Côté commerce, le maire de Gonesse considère qu'il ne devrait pas y avoir de concurrence avec les commerces existants, les boutiques prévues étant plutôt orientées vers le haut de gamme. "Nous ne savons pas quels commerces seront présents", assure pourtant à Localtis Bernard Loup, président du collectif CPTG. Et sur la question de l'agriculture, le projet s'étendant sur 80 hectares de terres agricoles, le maire assure avoir choisi la zone la moins facilement exploitable pour les agriculteurs.
Mais "à ce stade, nous avons encore beaucoup d'interrogations, souligne toutefois Jean-Pierre Blazy, car l'investisseur n'a pas précisé tous les éléments de progression sur lesquels il compte travailler. Nous en saurons plus d'ici la fin de l'année".

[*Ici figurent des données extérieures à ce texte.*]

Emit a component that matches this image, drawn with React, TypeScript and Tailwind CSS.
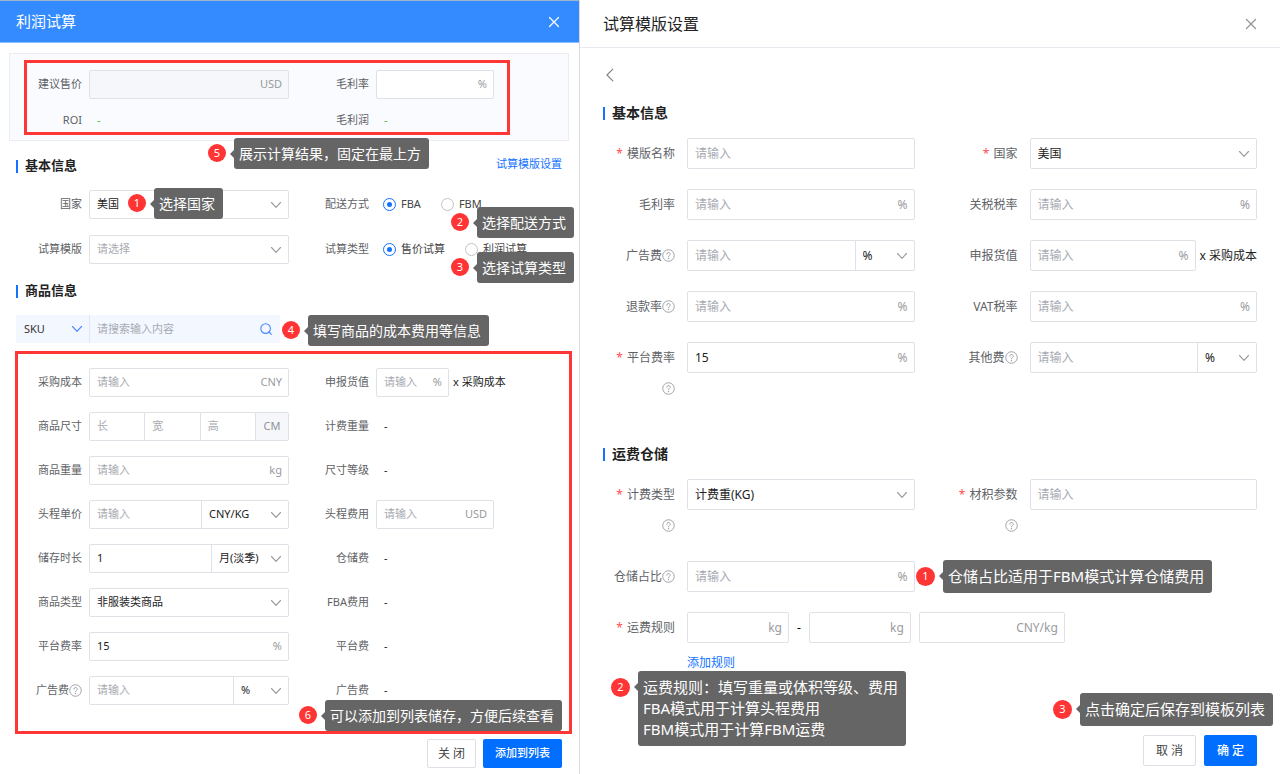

Rester vigilant sur les exigences

La région Ile-de-France, qui soutient également le projet, reste elle aussi vigilante sur les exigences en termes d'emploi, d'environnement, de commerce et de transport. "Les services de la région resteront attentifs aux aspects environnementaux (gestion du chantier, ferme urbaine, parc des neiges) et en particulier au bilan hydrique et carbone du projet ainsi qu'à la gestion des déblais et remblais, et à l'approvisionnement en énergie, signale-t-on ainsi à la région. Les enjeux d'accessibilité des emplois à la population locale et de différenciation commerciale afin de préserver l'activité existante sont également des aspects essentiels."
Même topo du côté du département du Val-d'Oise. Dans le rapport voté en juillet 2016, si les élus du département émettent un avis favorable sur le projet, considéré comme très innovant et prospectif, ils formulent quelques exigences, comme la mise en place par Europacity de dispositifs de partenariats avec les TPE-PME et sa participation au campus des métiers et des qualifications, à travers des actions de formation et l'appui à l'apprentissage et l'alternance. Ils demandent aussi à ce que les infrastructures viaires et de transports collectifs nécessaires à la bonne desserte d'Europacity soient réalisées tous modes confondus (ferroviaire, bus, routier, circulations douces).

* La décision doit intervenir le 26 juin 2017.